Leaders from the two blocs were scheduled to meet in El Salvador on Aug. 19 to discuss a number of functional cooperation issues, including a major lobbying effort by Brazil in the Senate to have duties amounting to 54 cents per gallon lifted, so as to make Brazilian ethanol exports more competitive.

But fearing that plants in Jamaica, Trinidad, Costa Rica and El Salvador will quickly close, the two blocs are to decide on joint action to encourage senators not to bow to lobbying from Brazil to cut the import taxes and leave their own sectors at the mercy of Brazil, one of the world’s largest and most efficient producers of ethanol.

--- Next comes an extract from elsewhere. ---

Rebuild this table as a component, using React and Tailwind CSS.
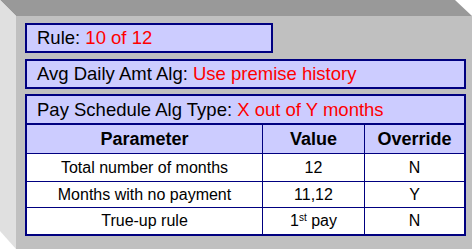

New Caribbean Community Secretary General Irwin LaRocque, part of the regional delegation attending the week of meetings including a foreign ministers session on Thursday, said that the region did raise the matter with U.S. Secretary of State Hilary Clinton at a meeting in Jamaica earlier this year “at which she gave certain general assurances, but the issue is definitely on our agenda.”

Trade specialist David Hales said one of the plants in Jamaica recently closed its doors and “any lifting of the 54 cents duties would have a major negative effect on both of us, Central America and Caricom.”

He said the industry is a major economic player in the region with exports in Trinidad for example, moving from $12M in 2002 to $160M in the past two years.

Most of the plants in the two blocs actually but production materials from Brazil and have been complaining about increases in buying rates recently. Should Brazil get the green light, it may choose not to sell them any more base materials or could flood the market, leaving the two blocs in the lurch Hales said.